I have found Oprah’s brand of bigotry to be commonplace. It consists of defining atheists as stupid, immature, or insensitive, and denying that anyone who is smart, mature, and sensitive is an atheist, his or her own opinion notwithstanding. Oprah is unable to entertain the thought that, just maybe, atheists too experience awe and wonder, but see no reason to call it God. My sister serves as another example of the tendency on the part of liberal theists to deny the validity of atheism. When I found her definition of God as “the universal tendency toward good,” lacking, she dismissed my opinion without argument, implying, like Oprah, that the truth of her position was so obvious that it needed no proof and the failure of mine so abysmal that it required no refutation. Such accusations qualify as reductionism, and it’s pointless to argue against them because anything one can say will be interpreted as evidence of denial, proof of a past hurt, or some other psychological limitation. They reek with arrogance, although they are invariably held by people whom regard atheists as arrogant.
When I was young, I was sometimes told that no one with all my many virtues could possibly be a real atheist, but I’m too old now for theists to retain their optimism. When I did encounter it, it was invariably from people I was growing close to, and it hurt me in the way I imagine it would hurt a black person if a white person said he was so smart that he surely must have some “white blood.” I always felt a stab of betrayal upon realizing that this person whom I thought I could trust only accepted me because they didn’t believe I was who I said I was.
To continue the black/white analogy, I’ve had precisely one black friend here in Oregon, but then I’ve only known one black person. She had been here for decades but was from Louisiana. She said she sometimes misses the South because the prejudice down there is out in open, whereas here it’s so subtle that it’s hard for a black person to know where she stands. So will it be at Resurrection when my atheism becomes widely known. The question then becomes, why stay?
Lee and Robin visited last night with our 21-month-old grandbaby. Brewsky hated Sidney at first sight, but has since become grudgingly reconciled to her presence although she tries to poke her fingers into his eyes. Last night, she had no sooner seen him than she hit him on the head, and this so infuriated Brewsky that it’s to his credit he didn’t bite her, but neither did he spend the rest of the evening hiding as he once would have done. Instead, he intermittently, over the next six hours, hissed long and loudly at her parents. Lee and Robin seemed mystified rather than worried, and I had no idea that he would actually attack them, so I did nothing to silence him, partly because when I chastise Brewsky, he has a history of later biting Peggy hard enough to draw blood.
I initially left it to Peggy to solve the biting problem, but when months passed, and he was still transferring his anger at me onto her, I felt that I had to help. The next time he ambushed her, both of us chased him through the house cursing loudly. She soon thought he had had enough, but I chased him until he was too tired to run, and I then lay on the floor and cursed him some more as he cowered under a recliner. This was nearly a year ago, and he hasn’t bitten her since, but I wasn’t about to stifle the rage that he felt last night because I had never seen anything like it. It’s also true that I could scarcely believe it, and this tended to paralyze me.

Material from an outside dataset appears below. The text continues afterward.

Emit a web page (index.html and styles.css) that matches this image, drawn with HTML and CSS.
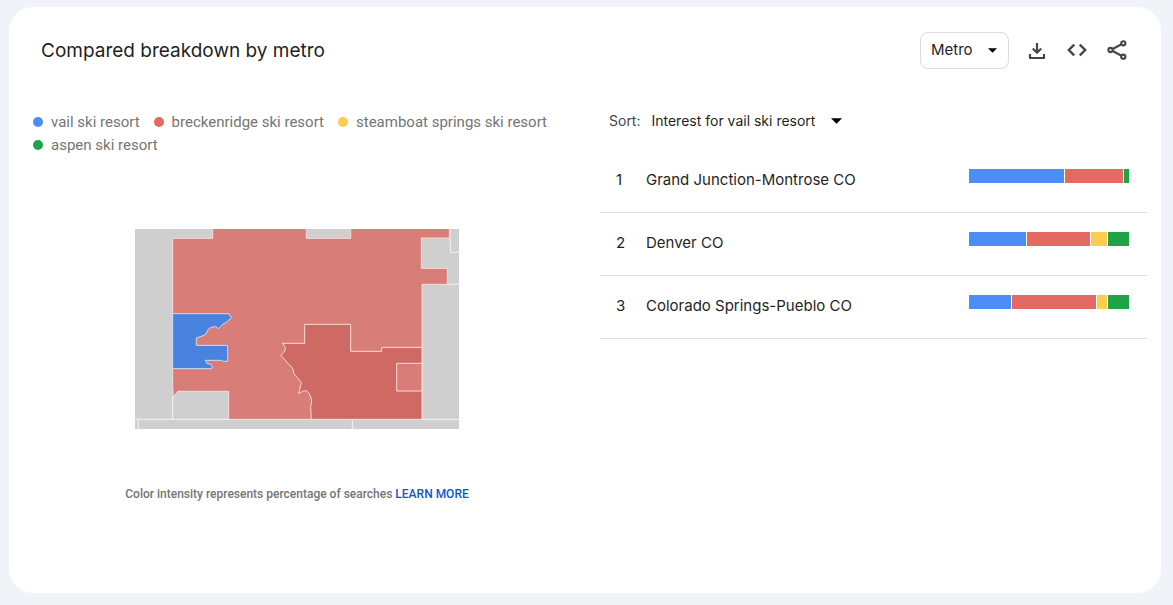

Brewsky is 4 1/2, and it has only been within the past six months that I’ve grown close enough to him that I’m content to not have a dog. I’ve always admired several of his features, for example, his self-cleaning feature, his litter box feature, and his never needing a walk feature, but now I admire him. My present problem isn’t so much with longing for a dog—as Peggy does—but with being tempted to get another cat. If not for Peggy’s refusal, I would surely have two cats, although I would worry about Brewsky’s reaction. I met a couple last week, the man of which talked his wife into getting a second cat. The first cat hated the second cat so much that when they were alone, he would pin her into a corner and keep her there. Brewsky seems content with his life as the only cat, and at 14-pounds he could be formidable if he didn’t like his new brother or sister.
Peggy plays with Brewsky and cuddles him to the small extent that he will allow, but I mostly massage him. He likes deep tissue massages, and never bites or claws when he’s had enough. I also give him frequent small treats. He’s normally so easy-going that I sometimes greet people at the door while holding him upside-down under one arm. I think it fair to say that I’ve become that which I never thought I would be, someone who loves a cat almost as much as he could love a dog, and to think that it only took four years. It’s only the trouble they represent that keeps me from having another dog (I never imagined that I would someday be burned-out on baths, foot-wipes, vet visits, wet wintry walks, and late night poops, but I am), because I would have fewer qualms about exposing Brewsky to a dog as to a cat.
I call Brewsky Sweet Man, Shit-Head, Fuck-Face, Best Cat in the World, and many other terms of endearment. Yesterday, I hugged him while pretending to cry as I said, “I love you, man.” So often when one straight male tells another he loves him, he’s so overwrought that he throws in the word man to avoid sounding effeminate or, god forbid, gay, and so it was that I got a laugh from Peggy by assuring Brewsky that I hadn’t gone sissy on him.
My only wish is that he was more affectionate. Of course, I had a schnauzer named Wendy who was less affectionate than Brewsky (Wendy would walk away if you tried to pet her), but I never doubted her commitment because twice she came after me when I left her at someone’s house. The first time, I resolved to never do it again, but the second time, Peggy was there, so I didn’t hesitate. On both occasions, I met Wendy walking down the road looking for me when I returned. Peggy says that Brewsky gets upset when I leave home even for a short time, and twice when we were both gone overnight, he knocked heavy flowerpots off the top of the refrigerator. This tells me that he feels connected to us, but as Peggy’s sister who has nine cats told us when we got Brewsky after decades of nothing but dogs, “You are dog people, and a cat is not a dog.” This is so true. I’ll always miss having a dog, but if Brewsky died tomorrow, I don’t know but what I would grieve for him as much I have for my many dogs because, as with dogs, he isn’t just like a little person in a fur suit, he’s better in some ways.